Machine learning is not a replacement for experimental validation but a powerful complement. The most successful applications combine computational predictions with targeted synthesis and testing. This synergy has already led to the discovery of materials with record-breaking performance in thermochemical cycles. As datasets grow and algorithms improve, the pace of discovery will only accelerate. Future directions include the incorporation of multi-objective optimization to balance competing material properties and the use of generative models to propose entirely new compositions.

The impact of machine learning extends beyond material discovery to the optimization of thermochemical processes. Models can predict the effects of operating conditions like temperature and pressure on material performance, enabling the design of more efficient reactors. For example, machine learning has been used to optimize the cycling protocols for solar thermochemical hydrogen production, maximizing hydrogen output while minimizing energy input.
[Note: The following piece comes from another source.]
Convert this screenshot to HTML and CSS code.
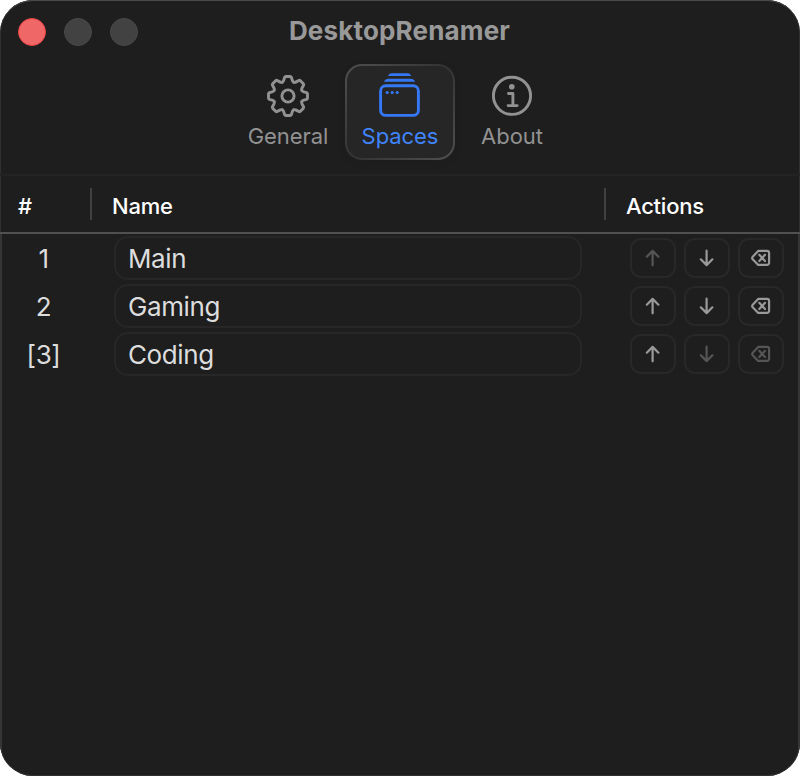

In summary, machine learning is revolutionizing the discovery of thermochemical materials by enabling rapid screening, accurate property prediction, and data-driven design. Descriptor selection narrows the search space, high-throughput screening evaluates vast material libraries, and predictive models uncover redox behavior. Successful applications in ferrites, perovskites, and doped ceria demonstrate the potential of this approach. Insights from data-driven analyses are challenging traditional design rules and revealing new opportunities for innovation. As the field progresses, the integration of machine learning with experimental and theoretical efforts will continue to drive advances in thermochemical materials for hydrogen production and energy storage.